• **Required task**
Check each line of the listing below for the string "React", and give only how many lines hold it.
++++ Data lines
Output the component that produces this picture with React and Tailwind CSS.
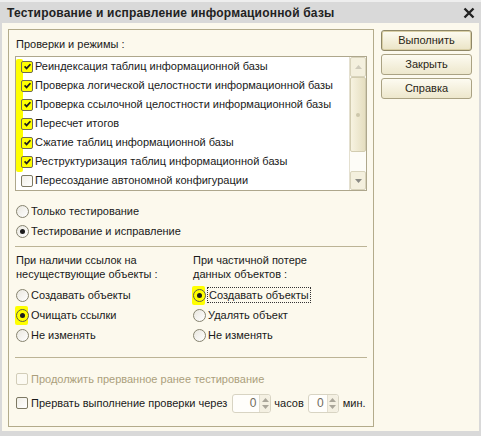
import React from "react";

const font = { fontFamily: '"Liberation Sans", Arial, sans-serif' };

function Check() {
  return (
    <svg width="9" height="9" viewBox="0 0 9 9">
      <path d="M1.6 4.3 L3.6 6.4 L7.4 2.2" fill="none" stroke="#1e1e1e" strokeWidth="1.7" />
    </svg>
  );
}

function Box({ checked, yellow, disabled }) {
  if (disabled) {
    return <span className="w-[12px] h-[12px] shrink-0 rounded-[2px] border border-[#d2cdb8] bg-[#fcfaf2]" />;
  }
  return (
    <span
      className={
        yellow
          ? "w-[12px] h-[12px] shrink-0 rounded-[2px] border border-[#6e6a55] bg-[#ffff00] flex items-center justify-center"
          : "w-[12px] h-[12px] shrink-0 rounded-[2px] border border-[#7d7963] bg-gradient-to-br from-[#f0eee6] to-white flex items-center justify-center"
      }
    >
      {checked && <Check />}
    </span>
  );
}

function Radio({ on, yellow }) {
  return (
    <span className="relative w-[13px] h-[13px] shrink-0 flex items-center justify-center">
      {yellow && <span className="absolute -left-[1px] -top-[3px] w-[13px] h-[19px] bg-[#ffff00] rounded-[2px]" />}
      <span
        className={
          yellow
            ? "relative w-[13px] h-[13px] rounded-full border border-[#5f5c4c] bg-[#ffff00] flex items-center justify-center"
            : "relative w-[13px] h-[13px] rounded-full border border-[#86836f] bg-gradient-to-br from-[#e9e7df] to-white flex items-center justify-center"
        }
      >
        {on && <span className="w-[5px] h-[5px] rounded-full bg-[#1c1c1c]" />}
      </span>
    </span>
  );
}

function RadioRow({ on, yellow, focus, children }) {
  return (
    <div className="h-[20px] flex items-center whitespace-nowrap">
      <Radio on={on} yellow={yellow} />
      <span
        className={
          focus
            ? "ml-[1px] px-[1px] leading-[14px] border border-dotted border-[#333]"
            : "ml-[2px] leading-[14px]"
        }
      >
        {children}
      </span>
    </div>
  );
}

function Tri({ up, color }) {
  return (
    <svg width="7" height="4" viewBox="0 0 7 4">
      <path d={up ? "M0 4 L3.5 0 L7 4 Z" : "M0 0 L3.5 4 L7 0 Z"} fill={color} />
    </svg>
  );
}

function Spin({ w }) {
  return (
    <div className={w === 39 ? "w-[39px] h-[19px] flex rounded-[3px] border border-[#d8d4c3] bg-[#fffefb]" : "w-[31px] h-[19px] flex rounded-[3px] border border-[#d8d4c3] bg-[#fffefb]"}>
      <div className="flex-1 flex items-center justify-end pr-[3px] text-[12px] text-[#6f6b5e]">0</div>
      <div className="w-[11px] flex flex-col items-center justify-center gap-[3px] bg-[#f4f0e2] border-l border-[#e2decf] rounded-r-[3px]">
        <Tri up color="#aaa69a" />
        <Tri color="#aaa69a" />
      </div>
    </div>
  );
}

const items = [
  ["Реиндексация таблиц информационной базы", true],
  ["Проверка логической целостности информационной базы", true],
  ["Проверка ссылочной целостности информационной базы", true],
  ["Пересчет итогов", true],
  ["Сжатие таблиц информационной базы", true],
  ["Реструктуризация таблиц информационной базы", true],
  ["Пересоздание автономной конфигурации", false],
];

function Button({ children, def }) {
  return (
    <div
      className={
        def
          ? "h-[21px] w-[91px] flex items-center justify-center rounded-[3px] border border-[#8f8766] bg-gradient-to-b from-[#fdfbf1] to-[#ebe4c6] shadow-[inset_0_0_0_1px_#d9cfa6] text-[#2a2616]"
          : "h-[21px] w-[91px] flex items-center justify-center rounded-[3px] border border-[#aaa283] bg-gradient-to-b from-[#fdfbf1] to-[#ede7cc] text-[#2a2616]"
      }
    >
      {children}
    </div>
  );
}

export default function App() {
  return (
    <div
      className="w-[481px] h-[436px] bg-[#d9d9d9] border-t-2 border-[#eeeeee] flex flex-col text-[11px] text-[#1a1a1a]"
      style={font}
    >
      <div className="h-[21px] shrink-0 flex items-center justify-between pl-[7px] pr-[6px]">
        <span className="font-bold text-[12px] text-[#222] tracking-[0.2px]">
          Тестирование и исправление информационной базы
        </span>
        <svg width="12" height="12" viewBox="0 0 12 12">
          <path d="M1.5 1.5 L10.5 10.5 M10.5 1.5 L1.5 10.5" stroke="#222" strokeWidth="2.4" />
        </svg>
      </div>
      <div className="flex-1 mx-[2px] mb-[5px] bg-[#fcf9ed] flex pt-[6px] pl-[6px]">
        <div className="w-[366px] h-[398px] shrink-0 border border-[#b3ab8b] flex flex-col px-[6px]">
          <div className="mt-[7px] ml-[1px] leading-[15px] h-[15px]">Проверки и режимы :</div>
          <div className="mt-[4px] h-[135px] border border-[#aea78c] bg-white flex">
            <div className="relative flex-1 min-w-0 flex flex-col">
              <span className="absolute left-0 top-[2px] w-[7px] h-[113px] bg-[#ffff00] rounded-[2px]" />
              {items.map(([t, c], i) => (
                <div key={i} className="relative h-[19px] flex items-center pl-[5px] whitespace-nowrap overflow-hidden">
                  <Box checked={c} yellow={c} />
                  <span className="ml-[2px]">{t}</span>
                </div>
              ))}
            </div>
            <div className="w-[17px] shrink-0 flex flex-col bg-[#fdfcf7] border-l border-[#e4e0d0]">
              <div className="h-[20px] flex items-center justify-center bg-[#f4f0de] border border-[#d9d4bc] rounded-[2px]">
                <Tri up color="#cfcbbb" />
              </div>
              <div className="h-[75px] flex items-center justify-center bg-gradient-to-r from-[#f7f3e1] to-[#e5dec0] border border-[#d2ccb0] rounded-[2px]">
                <span className="w-[4px] h-[4px] rounded-full bg-[#cdc7ab]" />
              </div>
              <div className="flex-1" />
              <div className="h-[19px] flex items-center justify-center bg-[#f4f0de] border border-[#d9d4bc] rounded-[2px]">
                <Tri color="#8a8a84" />
              </div>
            </div>
          </div>
          <div className="mt-[10px] ml-[1px]">
            <RadioRow>Только тестирование</RadioRow>
            <RadioRow on>Тестирование и исправление</RadioRow>
          </div>
          <div className="mt-[5px] h-px bg-[#bcb496]" />
          <div className="mt-[6px] ml-[1px] flex">
            <div className="w-[177px]">
              <div className="leading-[14px]">При наличии ссылок на</div>
              <div className="leading-[14px]">несуществующие объекты :</div>
              <div className="mt-[4px]">
                <RadioRow>Создавать объекты</RadioRow>
                <RadioRow on yellow>Очищать ссылки</RadioRow>
                <RadioRow>Не изменять</RadioRow>
              </div>
            </div>
            <div>
              <div className="leading-[14px]">При частичной потере</div>
              <div className="leading-[14px]">данных объектов :</div>
              <div className="mt-[4px]">
                <RadioRow on yellow focus>Создавать объекты</RadioRow>
                <RadioRow>Удалять объект</RadioRow>
                <RadioRow>Не изменять</RadioRow>
              </div>
            </div>
          </div>
          <div className="mt-[12px] h-px bg-[#bcb496]" />
          <div className="mt-[11px] ml-[1px] h-[20px] flex items-center whitespace-nowrap">
            <Box disabled />
            <span className="ml-[3px] text-[#ab9f7c]">Продолжить прерванное ранее тестирование</span>
          </div>
          <div className="mt-[4px] ml-[1px] h-[20px] flex items-center whitespace-nowrap">
            <Box />
            <span className="ml-[3px]">Прервать выполнение проверки через</span>
            <div className="ml-[5px]"><Spin w={39} /></div>
            <span className="ml-[3px]">часов</span>
            <div className="ml-[4px]"><Spin w={31} /></div>
            <span className="ml-[4px]">мин.</span>
          </div>
        </div>
        <div className="ml-[7px] mt-[1px] flex flex-col gap-[3px]">
          <Button def>Выполнить</Button>
          <Button>Закрыть</Button>
          <Button>Справка</Button>
        </div>
      </div>
    </div>
  );
}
++++++++
• **Output for this task**
2